Hopefully I cut the quote right. Anyway this is where I respectfully disagree. I agree streamlining is good, but they did it to the point where they cut out major aspects of the game: the classes, relevance of race, meaningful interaction with npcs, a mildly organic quest system, overall variety in how you deal with things. I like Skyrim but I hate it all at once. The goal of Skyrim was to, "appeal to a larger audience" which is the developers way of saying, "we just want as much money as possible" and this again heads toward what I was saying about the decline in decent games in the industry. There has never been as good a story or interaction with NPCs since morrowind because it is "too much reading". in Morrowind what you did (guilds joined, people helped, crimes committed) made the disposition of most NPCs change, this never happened again.
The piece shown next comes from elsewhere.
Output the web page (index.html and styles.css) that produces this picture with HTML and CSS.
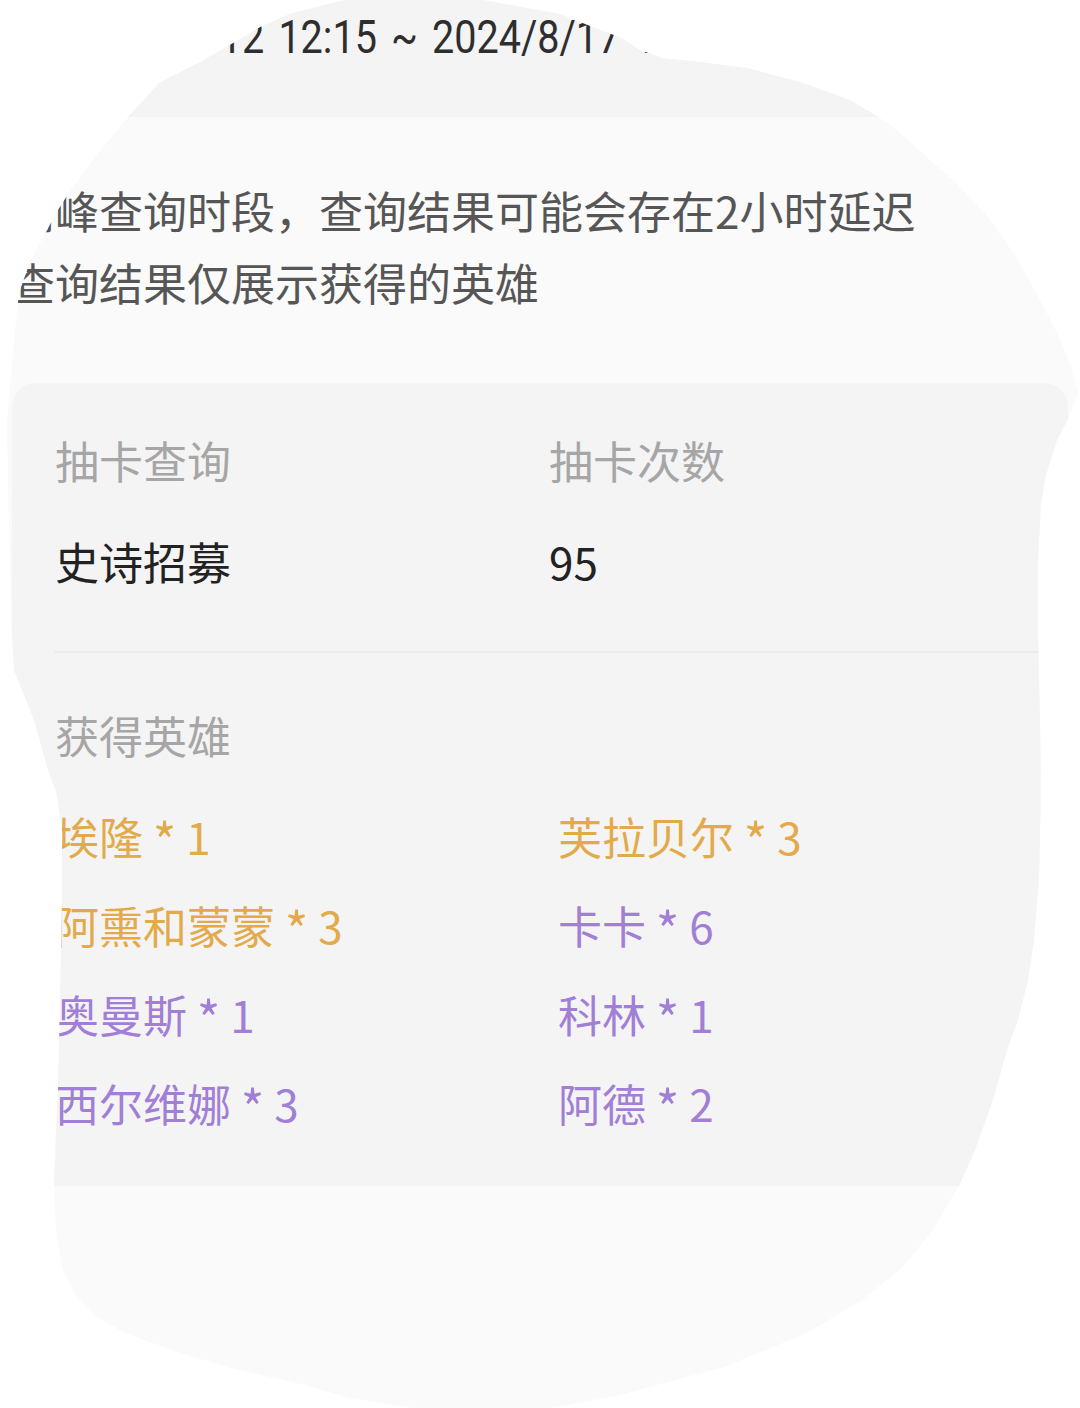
FILE: index.html
```html
<!DOCTYPE html>
<html lang="zh-CN">
<head>
<meta charset="utf-8">
<title>抽卡查询</title>
<link rel="stylesheet" href="styles.css">
</head>
<body>
<div class="screen">
  <div class="period"><span class="period-text">2024/8/12 12:15 ~ 2024/8/17 12:15</span></div>
  <div class="notice">
    <p>高峰查询时段，查询结果可能会存在2小时延迟</p>
    <p>查询结果仅展示获得的英雄</p>
  </div>
  <div class="card">
    <div class="summary">
      <div class="cell">
        <div class="label">抽卡查询</div>
        <div class="value">史诗招募</div>
      </div>
      <div class="cell">
        <div class="label">抽卡次数</div>
        <div class="value">95</div>
      </div>
    </div>
    <div class="divider"></div>
    <div class="label heroes-title">获得英雄</div>
    <ul class="heroes">
      <li class="gold">埃隆 <span class="star">*</span> 1</li>
      <li class="gold">芙拉贝尔 <span class="star">*</span> 3</li>
      <li class="gold">阿熏和蒙蒙 <span class="star">*</span> 3</li>
      <li class="purple">卡卡 <span class="star">*</span> 6</li>
      <li class="purple">奥曼斯 <span class="star">*</span> 1</li>
      <li class="purple">科林 <span class="star">*</span> 1</li>
      <li class="purple">西尔维娜 <span class="star">*</span> 3</li>
      <li class="purple">阿德 <span class="star">*</span> 2</li>
    </ul>
  </div>
</div>
</body>
</html>
```

FILE: styles.css
```css
html, body {
  margin: 0;
  padding: 0;
  background: #ffffff;
  overflow: hidden;
}

.screen {
  width: 1080px;
  height: 1408px;
  background: #fafafa;
  font-family: "Noto Sans CJK SC", "Noto Sans", sans-serif;
  clip-path: polygon(
    345px 0px, 483px 0px, 560px 14px, 600px 30px, 622px 38px, 640px 50px,
    662px 58px, 700px 62px, 747px 68px, 800px 82px, 850px 100px,
    890px 124px, 919px 150px,
    955px 182px, 988px 217px, 1015px 255px, 1040px 300px, 1058px 335px,
    1071px 367px, 1078px 392px, 1070px 415px, 1057px 440px, 1046px 475px,
    1041px 503px, 1038px 560px, 1038px 637px, 1040px 720px, 1041px 790px,
    1039px 880px, 1034px 940px, 1028px 980px, 1018px 1020px, 1007px 1050px,
    993px 1100px, 975px 1150px, 959px 1186px, 931px 1233px, 903px 1267px,
    862px 1300px, 807px 1333px, 724px 1367px, 620px 1395px, 550px 1408px,
    414px 1408px, 350px 1398px, 297px 1383px, 230px 1368px, 172px 1350px,
    125px 1333px, 97px 1317px, 75px 1295px, 62px 1267px, 56px 1230px,
    54px 1186px, 56px 1130px, 58px 1090px, 60px 1000px, 62px 900px,
    62px 830px, 57px 795px, 48px 770px, 34px 720px, 20px 685px,
    14px 670px, 11px 620px, 10px 570px, 8px 480px, 7px 420px, 9px 400px,
    12px 367px, 15px 330px, 19px 293px, 30px 262px, 44px 236px,
    56px 213px, 72px 188px, 97px 155px, 128px 117px, 159px 83px,
    200px 62px, 228px 46px, 245px 36px, 262px 26px, 290px 14px, 320px 6px
  );
}

.period {
  height: 117px;
  box-sizing: border-box;
  padding: 14px 0 0 76px;
  background: #f4f4f4;
  font-family: "Roboto", "Liberation Sans", sans-serif;
  font-size: 46px;
  line-height: 46px;
  color: #2e2e2e;
  white-space: nowrap;
}

.period-text {
  display: inline-block;
  word-spacing: 5px;
  transform: scaleX(0.86);
  transform-origin: 0 0;
}

.notice {
  padding: 57px 0 65px 11px;
  font-size: 44px;
  line-height: 72px;
  color: #565656;
  white-space: nowrap;
}

.notice p {
  margin: 0;
}

.card {
  margin: 0 12px;
  padding: 47px 43px 53px;
  background: #f4f4f4;
  border-radius: 24px;
  font-size: 44px;
  line-height: 60px;
}

.summary {
  display: grid;
  grid-template-columns: 494px 1fr;
}

.cell {
  display: flex;
  flex-direction: column;
  gap: 41px;
}

.label {
  color: #a6a6a6;
}

.value {
  color: #222222;
}

.divider {
  height: 2px;
  margin: 60px -30px 0 0;
  background: #ebebeb;
}

.heroes-title {
  margin-top: 52px;
}

.heroes {
  list-style: none;
  margin: 41px 0 0;
  padding: 0;
  display: grid;
  grid-template-columns: 503px 1fr;
  grid-auto-rows: 60px;
  row-gap: 29px;
  white-space: nowrap;
}

.heroes li {
  height: 60px;
}

.star {
  font-size: 1.15em;
  line-height: 0;
  vertical-align: -0.12em;
}

.gold {
  color: #e3aa4c;
}

.purple {
  color: #a27fd6;
}
```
Also your actions had consequence again some people would like you and others would hate for helping the imperials, but what I'm getting at is there was none of this immortal npcs crap. When you messed up the game told you to reload or deal with the consequences. Now a days you can ride into a town, behead the villagers and suffer no real consequence since you have 3 different ways of skirting the law. I'm not saying Morrowind was perfect, but it's flaws were limited. I can pin down two. The journal could have been slightly more direct at times (which they patched to help this out eventually) and that combat was on a dice roll system which, especially at low levels, don't mix well in realish time combat. The story used to be a grand adventure and that has dropped, sharply, because the wider audience (people that don't know what it means to be playing a game that takes as much attention as a book) doesn't want to read or doesn't want to talk for more then 60 sec. Again I reinforce that the combat in skyrim was tight, but fell short compared to both morrowind and oblivion in the story and interactions with NPCs department. Music is up for debate, I like skyrim's music almost as much as morrowind's. Never took to oblivions brassy fanfare style myself.

Generally speaking I believe you can only get so many sequels out of a series before it suffers from the, sell the dead horse to anyone who can hold a controller syndrome. Unfortunately TES, among others, is on this spiraling downward path that if they don't stop fix the situation, we're all going to see COD rpg edition.

I'm sorry but I'm not seeing where the Justification for saying Skyrim is the best of the series. It looks better and has easy combat, that's really it.
Personally, I don't know which is better, but I was watching a debate just like this one on a youtube video recently. One important thing is, lots of the "dumbing down" in Skyrim took place as a result of trying to give the world more character. I guess that's often a case, where one has to choose between enriching the story or offering more freedom. The reason some NPCs became immortal was apparently because the NPCs no longer just stood around waiting for you to go up and talk to them. NPCs walking all over the place and doing various things severely upped the randomness and increased the odds of an NPC dying from accidentally starting a fight with another NPC, or in Skyrim, from a random dragon attack. This could go on, but I'm afraid I'll describe something wrong, so here's the youtube link:

http://www.youtube.com/watch?v=LEI4yS7sFEw

which was a response to this youtube video

http://www.youtube.com/watch?v=JweTAhyR4o0.

In the end, it was basically a choice between a world with character and a world with options.